The kids constructed the frames with help from student apprentice Thomas Dezii, 17, of Haddon Township; and Haddon Township elementary school art teacher Christine Magro, who taught the children the sewing and knot-making techniques needed to affix the skins to their boat frames, and helped to waterproof them.
“There’s a weight behind a hand tool that grabs your attention,” Castro said.
“If you have a nice planer with a sharp blade, and you know what it’s capable of, I think the kids have really risen to the trust behind that.
“They’ve felt that level of trust from us and expectation that we showed them what to do, and now it’s up to them to get these boats done,” he said.
“The other cool thing with this process is it involves a lot of sewing and a lot of knot work, which can be gendered topics in our culture,” Castro said. “It’s been nice to normalize those as just craft.
“I feel like there’s been a shift in students who only wanted to sign up for woodworking tasks who have opened up to the idea of all these things being related craft skills,” he said.
Magro said she enjoyed the opportunity to teach crafting skills as much as she enjoyed learning nautical vocabulary and connecting it with her own areas of expertise.
“It was really nice to see the kids who came in knowing nothing about even woodshop in general really take ownership by the end of it,” she said. “They really stepped up to the plate. Whenever something needed to be done, they wanted to do it, and for this age group, that’s pretty cool to see.”
Dezii, a Haddon Township High School student who’s worked closely with Castro on some individual projects, said his takeaways from the experience included figuring out how to direct and support young learners.
“I got to learn a lot from Mr. Castro and a lot from the kids and how they interact with each other,” Dezii said. “It’s been nice to start my day and see them smile, and accomplish something.”
Students in the program found themselves embracing the skill-building aspects of the program as much as its social opportunities.
For 11-year-old Isaiah Thatcher of Haddon Township, the camp went from a source of apprehension to a highly anticipated activity.
“I came into the camp not really wanting to go, and honestly, I just wanted to try hiding and sleeping all day,” Thatcher said.

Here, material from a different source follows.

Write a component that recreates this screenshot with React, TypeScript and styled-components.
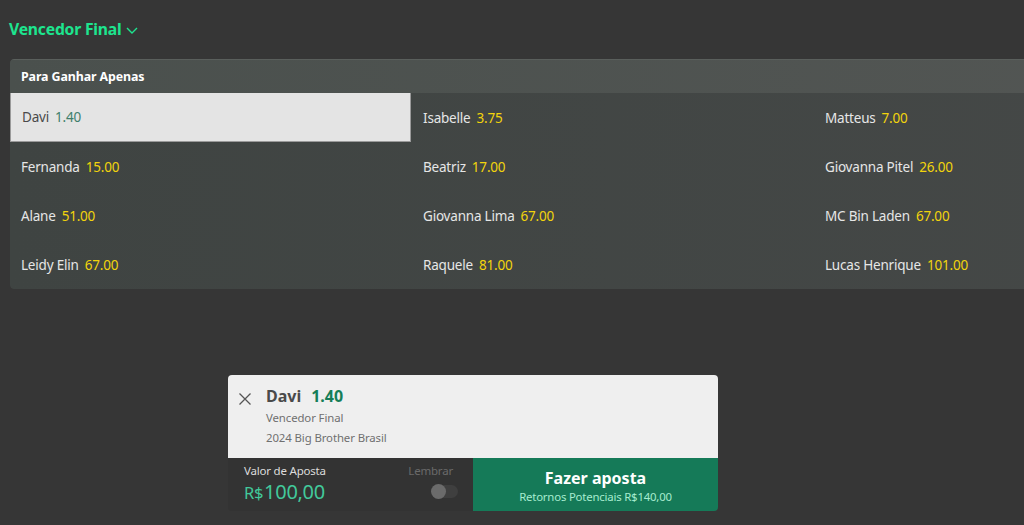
import styled, { createGlobalStyle } from 'styled-components';

const runners = [
    { name: 'Davi', odds: '1.40' },
    { name: 'Isabelle', odds: '3.75' },
    { name: 'Matteus', odds: '7.00' },
    { name: 'Fernanda', odds: '15.00' },
    { name: 'Beatriz', odds: '17.00' },
    { name: 'Giovanna Pitel', odds: '26.00' },
    { name: 'Alane', odds: '51.00' },
    { name: 'Giovanna Lima', odds: '67.00' },
    { name: 'MC Bin Laden', odds: '67.00' },
    { name: 'Leidy Elin', odds: '67.00' },
    { name: 'Raquele', odds: '81.00' },
    { name: 'Lucas Henrique', odds: '101.00' },
];

const GlobalStyle = createGlobalStyle`
    html, body {
        margin: 0;
        padding: 0;
        background: #363636;
        overflow: hidden;
    }
    body {
        font-family: 'Noto Sans', 'Open Sans', sans-serif;
    }
`;

const App = () => {
    return (
        <>
            <GlobalStyle />
            <Page>
                <Title>
                    Vencedor Final
                    <svg width="14" height="14" viewBox="0 0 14 14">
                        <path
                            d="M2 5 L7 10 L12 5"
                            fill="none"
                            stroke="#1de58f"
                            strokeWidth="1.4"
                        />
                    </svg>
                </Title>
                <MarketViewport>
                    <Market>
                        <MarketHeader>Para Ganhar Apenas</MarketHeader>
                        <Grid>
                            {runners.map((r, i) => (
                                <Cell key={i} $selected={i === 0}>
                                    <Name $selected={i === 0}>{r.name}</Name>
                                    <Odds $selected={i === 0}>{r.odds}</Odds>
                                </Cell>
                            ))}
                        </Grid>
                    </Market>
                </MarketViewport>
                <BetSlip>
                    <SlipTop>
                        <CloseButton>
                            <svg width="14" height="14" viewBox="0 0 14 14">
                                <path
                                    d="M1.5 1.5 L12.5 12.5 M12.5 1.5 L1.5 12.5"
                                    stroke="#555"
                                    strokeWidth="1.3"
                                />
                            </svg>
                        </CloseButton>
                        <SlipInfo>
                            <SelectionLine>
                                <SelectionName>Davi</SelectionName>
                                <SelectionOdds>1.40</SelectionOdds>
                            </SelectionLine>
                            <SlipMeta>Vencedor Final</SlipMeta>
                            <SlipMeta>2024 Big Brother Brasil</SlipMeta>
                        </SlipInfo>
                    </SlipTop>
                    <SlipBottom>
                        <StakeArea>
                            <StakeInfo>
                                <StakeLabel>Valor de Aposta</StakeLabel>
                                <StakeValue>
                                    <Currency>R$</Currency>100,00
                                </StakeValue>
                            </StakeInfo>
                            <Remember>
                                <RememberLabel>Lembrar</RememberLabel>
                                <Toggle>
                                    <Knob />
                                </Toggle>
                            </Remember>
                        </StakeArea>
                        <PlaceBet>
                            <PlaceBetTitle>Fazer aposta</PlaceBetTitle>
                            <PlaceBetSub>Retornos Potenciais R$140,00</PlaceBetSub>
                        </PlaceBet>
                    </SlipBottom>
                </BetSlip>
            </Page>
        </>
    );
};

interface SelectedProps {
    $selected: boolean;
}

const Page = styled.div`
    display: flex;
    flex-direction: column;
    width: 1024px;
    height: 525px;
    box-sizing: border-box;
    padding: 18px 0 0 10px;
    overflow: hidden;
`;

const Title = styled.div`
    display: flex;
    align-items: center;
    gap: 3px;
    margin-left: -1px;
    color: #1de58f;
    font-size: 15.7px;
    font-weight: 700;
    height: 22px;
    letter-spacing: -0.2px;

    svg {
        margin-top: 2px;
    }
`;

const MarketViewport = styled.div`
    margin-top: 19px;
    overflow: hidden;
    border-radius: 4px 0 0 4px;
`;

const Market = styled.div`
    width: 1206px;
    border-radius: 4px;
    overflow: hidden;
    background: linear-gradient(90deg, #3f4442 0%, #454847 100%);
`;

const MarketHeader = styled.div`
    height: 34px;
    display: flex;
    align-items: center;
    padding-left: 11px;
    color: #ffffff;
    font-size: 12.4px;
    font-weight: 700;
    letter-spacing: -0.1px;
    background: linear-gradient(90deg, #4a504d 0%, #535654 100%);
    border-top: 1px solid #5a5f5c;
    box-sizing: border-box;
`;

const Grid = styled.div`
    display: grid;
    grid-template-columns: repeat(3, 402px);
    grid-auto-rows: 49px;
`;

const Cell = styled.div<SelectedProps>`
    display: flex;
    align-items: center;
    gap: 6px;
    padding-left: 11px;
    font-size: 13.5px;
    letter-spacing: -0.2px;
    box-sizing: border-box;
    background: ${(p) => (p.$selected ? '#e4e4e4' : 'transparent')};
    border: ${(p) => (p.$selected ? '1px solid #9a9a9a' : 'none')};
    border-top: none;
    margin: ${(p) => (p.$selected ? '0 1px 0 0' : '0')};
`;

const Name = styled.span<SelectedProps>`
    color: ${(p) => (p.$selected ? '#4a4a4a' : '#e6e6e6')};
`;

const Odds = styled.span<SelectedProps>`
    color: ${(p) => (p.$selected ? '#3f7f6c' : '#f2d40c')};
`;

const BetSlip = styled.div`
    margin: 86px 0 0 218px;
    width: 490px;
    border-radius: 4px;
    overflow: hidden;
    display: flex;
    flex-direction: column;
`;

const SlipTop = styled.div`
    background: #efefef;
    height: 83px;
    display: flex;
    padding: 10px 0 0 10px;
    box-sizing: border-box;
`;

const CloseButton = styled.div`
    width: 14px;
    height: 14px;
    margin-top: 4px;
`;

const SlipInfo = styled.div`
    display: flex;
    flex-direction: column;
    margin-left: 14px;
`;

const SelectionLine = styled.div`
    display: flex;
    align-items: baseline;
    gap: 10px;
    font-size: 16px;
    font-weight: 700;
    height: 22px;
`;

const SlipMeta = styled.div`
    color: #707070;
    font-size: 11.4px;
    letter-spacing: -0.1px;
    margin-top: 3px;
    height: 17px;
`;

const SelectionName = styled.span`
    color: #4a4a4a;
`;

const SelectionOdds = styled.span`
    color: #167e58;
`;

const SlipBottom = styled.div`
    display: flex;
    height: 53px;
`;

const StakeArea = styled.div`
    width: 245px;
    background: #333333;
    display: flex;
    justify-content: space-between;
    padding: 5px 15px 0 16px;
    box-sizing: border-box;
`;

const StakeInfo = styled.div`
    display: flex;
    flex-direction: column;
`;

const StakeLabel = styled.div`
    color: #dcdcdc;
    font-size: 11.5px;
    letter-spacing: -0.2px;
`;

const StakeValue = styled.div`
    color: #42c99b;
    font-size: 20px;
    line-height: 28px;
    letter-spacing: -0.3px;
`;

const Currency = styled.span`
    font-size: 16.5px;
    margin-right: 1px;
`;

const Remember = styled.div`
    display: flex;
    flex-direction: column;
    align-items: flex-end;
`;

const RememberLabel = styled.div`
    color: #6a6a6a;
    font-size: 11.5px;
    letter-spacing: -0.2px;
    margin-right: 5px;
`;

const Toggle = styled.div`
    margin-top: 7px;
    width: 26px;
    height: 13px;
    border-radius: 7px;
    background: #3f3f3f;
    position: relative;
`;

const Knob = styled.div`
    position: absolute;
    left: -1px;
    top: -1px;
    width: 15px;
    height: 15px;
    border-radius: 50%;
    background: #6b6b6b;
`;

const PlaceBet = styled.div`
    flex: 1;
    background: #157a58;
    display: flex;
    flex-direction: column;
    align-items: center;
    justify-content: center;
    padding-top: 3px;
`;

const PlaceBetTitle = styled.div`
    color: #ffffff;
    font-size: 16px;
    font-weight: 700;
    line-height: 21px;
`;

const PlaceBetSub = styled.div`
    color: #a6eccf;
    font-size: 11.4px;
    letter-spacing: -0.2px;
`;

export default App;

“But it was so fun, it cures boredom,” he said. “It’s a joyful atmosphere; we all talk to each other and have fun while we’re doing this work. I like it.

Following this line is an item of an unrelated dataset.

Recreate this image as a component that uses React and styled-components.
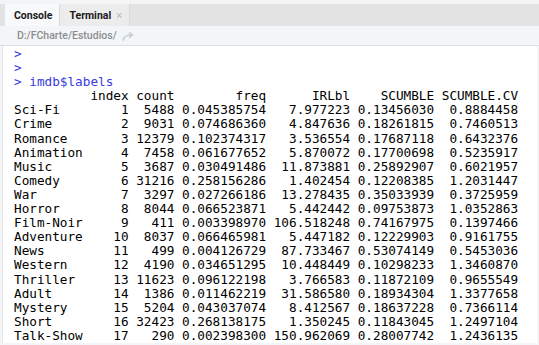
import styled, { createGlobalStyle } from 'styled-components';

const GlobalStyle = createGlobalStyle`
  html, body { margin: 0; padding: 0; background: #fff; }
`;

const Pane = styled.div`
  width: 539px;
  height: 345px;
  display: flex;
  flex-direction: column;
  background: #f3f5f7;
  overflow: hidden;
  font-family: "Roboto", "Liberation Sans", sans-serif;
`;

const TabBar = styled.div`
  display: flex;
  align-items: stretch;
  height: 22px;
  margin-top: 4px;
  padding-left: 5px;
  background: #e3e3e3;
`;

const Tab = styled.div`
  display: flex;
  align-items: center;
  gap: 5px;
  padding: 1px 7px 0 9px;
  background: ${(p) => (p.$active ? '#f7f9fa' : '#ececec')};
  border-right: 1px solid #dadada;
  font-size: 10.5px;
  font-weight: 700;
  color: #1b1b1b;
`;

const Close = styled.span`
  color: #b8b8b8;
  font-size: 11px;
  font-weight: 400;
`;

const PathBar = styled.div`
  display: flex;
  align-items: center;
  gap: 5px;
  height: 19px;
  padding-left: 17px;
  background: #f3f6f8;
  border-bottom: 1px solid #dcdedf;
  font-size: 10.5px;
  font-weight: 500;
  color: #8a8d90;
`;

const Console = styled.pre`
  flex: 1;
  margin: 0 2px 2px 2px;
  padding: 1px 0 0 11px;
  background: #fff;
  border-left: 1px solid #e4e6e8;
  font-family: "DejaVu Sans Mono", "Liberation Mono", monospace;
  font-size: 12.7px;
  line-height: 14.1px;
  color: #000;
  white-space: pre;
`;

const Prompt = styled.span`
  color: #3a3adf;
`;

const rows = [
  ['Sci-Fi', 1, 5488, '0.045385754', '7.977223', '0.13456030', '0.8884458'],
  ['Crime', 2, 9031, '0.074686360', '4.847636', '0.18261815', '0.7460513'],
  ['Romance', 3, 12379, '0.102374317', '3.536554', '0.17687118', '0.6432376'],
  ['Animation', 4, 7458, '0.061677652', '5.870072', '0.17700698', '0.5235917'],
  ['Music', 5, 3687, '0.030491486', '11.873881', '0.25892907', '0.6021957'],
  ['Comedy', 6, 31216, '0.258156286', '1.402454', '0.12208385', '1.2031447'],
  ['War', 7, 3297, '0.027266186', '13.278435', '0.35033939', '0.3725959'],
  ['Horror', 8, 8044, '0.066523871', '5.442442', '0.09753873', '1.0352863'],
  ['Film-Noir', 9, 411, '0.003398970', '106.518248', '0.74167975', '0.1397466'],
  ['Adventure', 10, 8037, '0.066465981', '5.447182', '0.12229903', '0.9161755'],
  ['News', 11, 499, '0.004126729', '87.733467', '0.53074149', '0.5453036'],
  ['Western', 12, 4190, '0.034651295', '10.448449', '0.10298233', '1.3460870'],
  ['Thriller', 13, 11623, '0.096122198', '3.766583', '0.11872109', '0.9655549'],
  ['Adult', 14, 1386, '0.011462219', '31.586580', '0.18934304', '1.3377658'],
  ['Mystery', 15, 5204, '0.043037074', '8.412567', '0.18637228', '0.7366114'],
  ['Short', 16, 32423, '0.268138175', '1.350245', '0.11843045', '1.2497104'],
  ['Talk-Show', 17, 290, '0.002398300', '150.962069', '0.28007742', '1.2436135'],
];

const widths = [6, 6, 12, 11, 11, 11];
const header = ['index', 'count', 'freq', 'IRLbl', 'SCUMBLE', 'SCUMBLE.CV'];

const fmt = (r) =>
  r[0].padEnd(9) + r.slice(1).map((v, i) => String(v).padStart(widths[i])).join('');

function ForwardIcon() {
  return (
    <svg width="14" height="10" viewBox="0 0 14 10">
      <path
        d="M1 9 C2 5 5 4 10 4 M7.5 1.5 L10.5 4 L7.5 6.5"
        fill="none"
        stroke="#c9cdd1"
        strokeWidth="1.6"
        strokeLinecap="round"
        strokeLinejoin="round"
      />
    </svg>
  );
}

export default function App() {
  const table = [
    ''.padEnd(9) + header.map((h, i) => h.padStart(widths[i])).join(''),
    ...rows.map(fmt),
  ];
  return (
    <>
      <GlobalStyle />
      <Pane>
        <TabBar>
          <Tab $active>Console</Tab>
          <Tab>
            Terminal <Close>×</Close>
          </Tab>
        </TabBar>
        <PathBar>
          D:/FCharte/Estudios/
          <ForwardIcon />
        </PathBar>
        <Console>
          <Prompt>{'>\n>\n> imdb$labels'}</Prompt>
          {'\n' + table.join('\n')}
        </Console>
      </Pane>
    </>
  );
}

“More places should think of doing more intellectual social camps like this that make you learn more things and try something new,” Thatcher said. “I like our teachers a lot because I feel like I wouldn’t be allowed to use a hot glue gun, a hot knife, at home. I get to do a lot of stuff, and they trust me with it. It made me want to do more stuff like this.”

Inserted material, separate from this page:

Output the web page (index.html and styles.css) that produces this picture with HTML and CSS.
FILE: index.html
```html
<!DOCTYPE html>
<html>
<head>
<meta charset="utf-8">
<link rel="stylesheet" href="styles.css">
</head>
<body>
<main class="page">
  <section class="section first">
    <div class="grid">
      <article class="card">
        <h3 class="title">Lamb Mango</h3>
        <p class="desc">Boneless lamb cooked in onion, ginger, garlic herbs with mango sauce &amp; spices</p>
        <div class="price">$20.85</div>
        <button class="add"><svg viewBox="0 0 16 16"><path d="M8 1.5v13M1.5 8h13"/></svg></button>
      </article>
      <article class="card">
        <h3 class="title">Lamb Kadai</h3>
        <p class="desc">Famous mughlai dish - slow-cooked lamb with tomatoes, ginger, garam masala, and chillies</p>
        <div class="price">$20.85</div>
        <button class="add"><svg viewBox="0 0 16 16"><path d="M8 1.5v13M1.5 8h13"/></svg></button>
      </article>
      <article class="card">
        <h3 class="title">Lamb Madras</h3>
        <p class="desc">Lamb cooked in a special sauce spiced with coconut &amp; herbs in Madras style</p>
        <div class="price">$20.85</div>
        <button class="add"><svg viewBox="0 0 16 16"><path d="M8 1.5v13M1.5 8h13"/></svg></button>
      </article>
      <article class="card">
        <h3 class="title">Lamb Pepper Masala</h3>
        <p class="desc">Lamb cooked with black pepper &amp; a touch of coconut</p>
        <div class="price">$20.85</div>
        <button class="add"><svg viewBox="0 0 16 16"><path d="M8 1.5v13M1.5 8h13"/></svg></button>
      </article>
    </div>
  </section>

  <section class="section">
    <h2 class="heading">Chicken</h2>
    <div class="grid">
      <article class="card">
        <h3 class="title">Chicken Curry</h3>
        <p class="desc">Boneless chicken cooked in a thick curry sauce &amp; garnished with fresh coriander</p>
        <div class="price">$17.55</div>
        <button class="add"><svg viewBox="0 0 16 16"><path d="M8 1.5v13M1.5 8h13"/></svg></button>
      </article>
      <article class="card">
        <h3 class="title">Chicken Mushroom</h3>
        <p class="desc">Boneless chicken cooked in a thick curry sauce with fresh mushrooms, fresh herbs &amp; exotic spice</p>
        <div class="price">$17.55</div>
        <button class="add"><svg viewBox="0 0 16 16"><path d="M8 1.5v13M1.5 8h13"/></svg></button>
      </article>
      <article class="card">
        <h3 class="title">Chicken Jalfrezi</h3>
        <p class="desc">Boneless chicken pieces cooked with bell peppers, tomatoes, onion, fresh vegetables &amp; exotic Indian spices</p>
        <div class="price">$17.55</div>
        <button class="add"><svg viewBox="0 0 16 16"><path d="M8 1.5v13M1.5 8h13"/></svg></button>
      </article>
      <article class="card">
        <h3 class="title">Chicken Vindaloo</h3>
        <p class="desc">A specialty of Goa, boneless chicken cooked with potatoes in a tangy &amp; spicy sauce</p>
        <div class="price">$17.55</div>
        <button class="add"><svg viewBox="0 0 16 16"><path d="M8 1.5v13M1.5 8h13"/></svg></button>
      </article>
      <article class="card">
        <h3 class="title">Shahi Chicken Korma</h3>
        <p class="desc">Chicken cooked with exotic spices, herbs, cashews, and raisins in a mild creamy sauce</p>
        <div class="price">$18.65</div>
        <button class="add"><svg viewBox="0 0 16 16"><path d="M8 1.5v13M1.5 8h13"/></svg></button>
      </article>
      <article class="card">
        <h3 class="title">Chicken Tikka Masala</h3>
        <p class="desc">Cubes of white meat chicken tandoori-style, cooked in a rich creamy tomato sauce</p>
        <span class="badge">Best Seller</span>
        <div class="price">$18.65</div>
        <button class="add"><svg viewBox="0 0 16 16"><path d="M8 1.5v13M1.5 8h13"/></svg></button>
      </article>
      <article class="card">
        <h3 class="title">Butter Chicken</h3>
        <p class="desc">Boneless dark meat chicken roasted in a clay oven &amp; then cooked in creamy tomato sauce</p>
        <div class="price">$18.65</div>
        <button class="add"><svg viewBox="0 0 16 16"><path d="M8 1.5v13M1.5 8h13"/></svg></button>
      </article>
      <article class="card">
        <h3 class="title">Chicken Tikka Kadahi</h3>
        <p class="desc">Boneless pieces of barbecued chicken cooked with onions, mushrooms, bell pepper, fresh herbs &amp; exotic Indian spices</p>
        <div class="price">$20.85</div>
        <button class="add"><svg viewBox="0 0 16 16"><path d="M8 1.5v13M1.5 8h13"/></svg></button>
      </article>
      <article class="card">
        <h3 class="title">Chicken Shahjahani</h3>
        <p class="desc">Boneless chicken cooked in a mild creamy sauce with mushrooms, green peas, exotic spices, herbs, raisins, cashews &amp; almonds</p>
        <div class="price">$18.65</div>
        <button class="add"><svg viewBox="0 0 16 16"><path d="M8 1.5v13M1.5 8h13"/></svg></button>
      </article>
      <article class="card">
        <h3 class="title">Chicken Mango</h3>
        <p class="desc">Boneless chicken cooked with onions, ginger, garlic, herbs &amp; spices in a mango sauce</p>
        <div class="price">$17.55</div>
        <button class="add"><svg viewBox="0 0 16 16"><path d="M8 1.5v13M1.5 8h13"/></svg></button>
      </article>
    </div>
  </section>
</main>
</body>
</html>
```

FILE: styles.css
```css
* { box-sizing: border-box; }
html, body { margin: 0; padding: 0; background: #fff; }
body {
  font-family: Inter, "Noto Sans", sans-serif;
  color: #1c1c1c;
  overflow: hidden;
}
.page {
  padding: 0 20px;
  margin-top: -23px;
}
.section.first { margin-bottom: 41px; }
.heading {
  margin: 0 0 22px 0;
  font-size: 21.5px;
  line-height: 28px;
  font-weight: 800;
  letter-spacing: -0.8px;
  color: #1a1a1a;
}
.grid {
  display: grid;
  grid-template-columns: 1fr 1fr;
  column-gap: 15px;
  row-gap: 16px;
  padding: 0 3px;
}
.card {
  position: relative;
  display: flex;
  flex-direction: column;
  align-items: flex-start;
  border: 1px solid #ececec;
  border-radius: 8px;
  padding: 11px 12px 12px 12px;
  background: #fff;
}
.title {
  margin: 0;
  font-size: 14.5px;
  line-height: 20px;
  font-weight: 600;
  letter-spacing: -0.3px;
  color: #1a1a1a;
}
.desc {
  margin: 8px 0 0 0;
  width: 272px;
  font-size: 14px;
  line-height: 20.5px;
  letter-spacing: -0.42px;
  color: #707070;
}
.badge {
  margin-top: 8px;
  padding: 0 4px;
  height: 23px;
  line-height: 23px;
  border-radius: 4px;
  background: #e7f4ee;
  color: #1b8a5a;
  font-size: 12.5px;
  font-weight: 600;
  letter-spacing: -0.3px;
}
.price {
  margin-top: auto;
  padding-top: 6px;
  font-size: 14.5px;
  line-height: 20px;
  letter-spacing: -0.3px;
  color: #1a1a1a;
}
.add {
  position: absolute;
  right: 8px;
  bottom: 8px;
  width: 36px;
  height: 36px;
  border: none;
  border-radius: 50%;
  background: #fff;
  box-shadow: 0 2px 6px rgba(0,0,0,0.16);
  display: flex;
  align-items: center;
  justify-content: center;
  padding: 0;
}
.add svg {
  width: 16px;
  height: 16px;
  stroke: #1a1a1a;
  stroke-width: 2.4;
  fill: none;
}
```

Sophie Fred, 12, of Haddonfield, said she went into the camp not knowing anyone else, and formed a fast friendship with 12-year-old Jyotsana Balasubramaniyam, of Haddon Township.
“I basically knew nothing about boat-building, and I learned a lot of stuff,” Fred said. “If they do this next year, I definitely will be excited to do it.”
“At first I didn’t really want to go because I didn’t want it to ruin my summer,” Balasubramaniyam said.
“After the first time I went, I really liked it, and I couldn’t wait to do it next time.”
Twelve-year-old Muhammad Khan of Haddon Township said he discovered a talent for knotting when he approached the task of affixing the nylon skin to its wooden frame.
“I love that I’m actually helping with building the boat, and adding stuff to make the boat better,” Khan said.
“I love the experience because I’ve never actually been on a boat that I’ve created,” he said. “I was really excited for the boat to actually go in its full form.”